No, it's about making them afraid of YOU. It's not "Scare," it's "Intimidate." It's a personal, martial fear-inducing ability emanating from the perception that you can do HORRIBLE things to people.

It DOES NOT HAVE TO BE "Help me or I'll hit you in the face". If that's all intimidate is, chuck the skill entirely, because characters can threaten to hit people in the face without it, and how scary that prospect is has very little to do with their charisma, and you're basically condemning anyone who takes the skill as their social skill to sit out of 90% of negotiations.

Intimidation is being able to look someone in the eye and make them wet themselves, not the ability to tell stories about OTHER Intimidating things.

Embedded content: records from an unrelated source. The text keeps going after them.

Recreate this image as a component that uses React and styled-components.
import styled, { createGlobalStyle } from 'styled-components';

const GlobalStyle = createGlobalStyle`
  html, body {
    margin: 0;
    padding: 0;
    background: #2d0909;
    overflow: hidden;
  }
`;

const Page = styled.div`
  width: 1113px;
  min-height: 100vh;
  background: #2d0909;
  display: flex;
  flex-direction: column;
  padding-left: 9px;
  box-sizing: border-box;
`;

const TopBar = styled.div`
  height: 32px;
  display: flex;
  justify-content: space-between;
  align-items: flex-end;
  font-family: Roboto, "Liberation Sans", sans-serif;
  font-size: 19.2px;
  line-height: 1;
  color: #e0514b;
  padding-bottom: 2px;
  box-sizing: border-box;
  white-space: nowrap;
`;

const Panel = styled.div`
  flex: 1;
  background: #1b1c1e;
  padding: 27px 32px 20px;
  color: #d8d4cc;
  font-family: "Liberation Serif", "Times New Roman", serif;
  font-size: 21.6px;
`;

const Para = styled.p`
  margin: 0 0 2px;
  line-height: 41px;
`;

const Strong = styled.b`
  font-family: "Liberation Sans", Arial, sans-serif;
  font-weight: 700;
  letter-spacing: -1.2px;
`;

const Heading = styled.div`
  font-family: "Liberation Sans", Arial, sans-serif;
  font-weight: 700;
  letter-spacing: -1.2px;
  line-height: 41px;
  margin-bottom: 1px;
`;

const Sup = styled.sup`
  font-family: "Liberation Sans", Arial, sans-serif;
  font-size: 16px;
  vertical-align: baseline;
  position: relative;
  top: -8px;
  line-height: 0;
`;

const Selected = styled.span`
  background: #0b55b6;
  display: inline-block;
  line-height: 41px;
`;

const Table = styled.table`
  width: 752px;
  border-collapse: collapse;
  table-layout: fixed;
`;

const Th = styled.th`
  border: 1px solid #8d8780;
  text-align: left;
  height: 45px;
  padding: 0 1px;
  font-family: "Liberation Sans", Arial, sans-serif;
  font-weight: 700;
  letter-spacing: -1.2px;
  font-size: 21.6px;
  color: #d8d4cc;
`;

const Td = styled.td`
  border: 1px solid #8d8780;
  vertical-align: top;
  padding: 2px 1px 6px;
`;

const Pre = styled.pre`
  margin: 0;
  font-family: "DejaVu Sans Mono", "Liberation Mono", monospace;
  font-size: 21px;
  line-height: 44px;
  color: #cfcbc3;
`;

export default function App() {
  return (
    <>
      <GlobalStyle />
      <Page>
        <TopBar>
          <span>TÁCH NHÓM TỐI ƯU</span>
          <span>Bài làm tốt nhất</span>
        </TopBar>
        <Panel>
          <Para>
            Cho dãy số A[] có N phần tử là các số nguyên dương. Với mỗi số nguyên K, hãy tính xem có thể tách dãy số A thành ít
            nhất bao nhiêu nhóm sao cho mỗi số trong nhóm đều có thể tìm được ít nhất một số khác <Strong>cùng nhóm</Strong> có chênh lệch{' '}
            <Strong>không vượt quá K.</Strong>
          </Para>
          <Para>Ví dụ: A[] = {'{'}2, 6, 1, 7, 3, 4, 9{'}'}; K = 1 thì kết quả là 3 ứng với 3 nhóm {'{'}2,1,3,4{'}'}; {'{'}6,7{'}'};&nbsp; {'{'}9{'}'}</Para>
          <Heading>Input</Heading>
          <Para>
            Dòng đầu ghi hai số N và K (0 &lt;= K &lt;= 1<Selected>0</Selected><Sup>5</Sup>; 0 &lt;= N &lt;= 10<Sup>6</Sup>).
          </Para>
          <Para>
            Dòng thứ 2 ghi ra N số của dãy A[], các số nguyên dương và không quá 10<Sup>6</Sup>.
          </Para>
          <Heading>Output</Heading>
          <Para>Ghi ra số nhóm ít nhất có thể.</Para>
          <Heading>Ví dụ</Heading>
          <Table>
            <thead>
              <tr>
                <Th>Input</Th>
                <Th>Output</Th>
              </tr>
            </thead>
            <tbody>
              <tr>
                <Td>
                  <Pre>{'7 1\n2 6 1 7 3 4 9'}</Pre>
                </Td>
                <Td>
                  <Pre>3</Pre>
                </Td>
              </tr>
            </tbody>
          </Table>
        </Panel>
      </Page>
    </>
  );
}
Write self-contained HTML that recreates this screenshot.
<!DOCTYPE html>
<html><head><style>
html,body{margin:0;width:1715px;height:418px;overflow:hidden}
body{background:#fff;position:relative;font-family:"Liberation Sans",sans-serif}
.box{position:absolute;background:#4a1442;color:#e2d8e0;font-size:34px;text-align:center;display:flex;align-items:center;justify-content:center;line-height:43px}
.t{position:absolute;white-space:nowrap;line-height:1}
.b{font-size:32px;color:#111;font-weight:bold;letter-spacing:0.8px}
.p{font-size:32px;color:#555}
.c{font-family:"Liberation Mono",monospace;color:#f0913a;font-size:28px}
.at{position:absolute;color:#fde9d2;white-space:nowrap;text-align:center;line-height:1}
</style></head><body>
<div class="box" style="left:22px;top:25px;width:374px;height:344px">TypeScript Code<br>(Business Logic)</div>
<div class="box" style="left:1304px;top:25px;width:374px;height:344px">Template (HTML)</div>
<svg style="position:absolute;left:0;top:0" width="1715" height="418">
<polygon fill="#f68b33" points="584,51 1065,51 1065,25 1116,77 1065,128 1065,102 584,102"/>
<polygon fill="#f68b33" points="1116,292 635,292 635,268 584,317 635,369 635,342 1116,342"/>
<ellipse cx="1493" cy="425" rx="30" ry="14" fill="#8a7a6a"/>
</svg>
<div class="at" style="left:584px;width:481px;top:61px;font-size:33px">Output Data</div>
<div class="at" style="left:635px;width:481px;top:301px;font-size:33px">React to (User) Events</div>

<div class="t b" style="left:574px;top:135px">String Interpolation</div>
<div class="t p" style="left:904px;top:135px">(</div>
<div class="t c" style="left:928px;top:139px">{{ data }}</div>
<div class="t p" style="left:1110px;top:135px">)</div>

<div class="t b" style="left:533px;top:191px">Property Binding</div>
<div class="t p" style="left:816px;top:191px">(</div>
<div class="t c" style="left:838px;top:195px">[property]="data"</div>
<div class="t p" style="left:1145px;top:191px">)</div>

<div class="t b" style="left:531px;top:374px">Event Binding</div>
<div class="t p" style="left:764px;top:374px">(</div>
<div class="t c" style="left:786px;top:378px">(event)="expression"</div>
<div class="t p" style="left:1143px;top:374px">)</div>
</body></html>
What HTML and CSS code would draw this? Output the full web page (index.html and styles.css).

And, yes, it has a lot to do with Charisma. Intimidation is the difference between a dog that is growling and baring its teeth and a friendly family dog wagging its tail who is about to spontaneously bite someone.

--

Beyond that, skill checks need not and perhaps should not ALWAYS have the ability to work.

A rogue can never climb air (pre-epic at least), and a character, PC or NPC, who can never be made compliant through intimidation will resist regardless of natural 20s. Otherwise you come to the situation of being able to get a dragon's horde with a knock knock joke.
 


Intimidation is always about threats.

Which is why this; "While you may not trust us too closely lord, surely you trust lord blackheart less." Is not intimidation, its actually diplomacy.

"While you may not trust us too closely, lord, I am sure we can convince blackheart of the truth of our tale." is more intimidation.

And I'm happy to make cases where a threat of any kind would be treated as a failure.

Intimidation is the art of threat, Diplomacy the art of compromise.

Both may sometimes be inappropriate.

If the party is in a position to put out a threat big enough for the duke to feel the need to comply, then the challenge is unsuitable in the first place.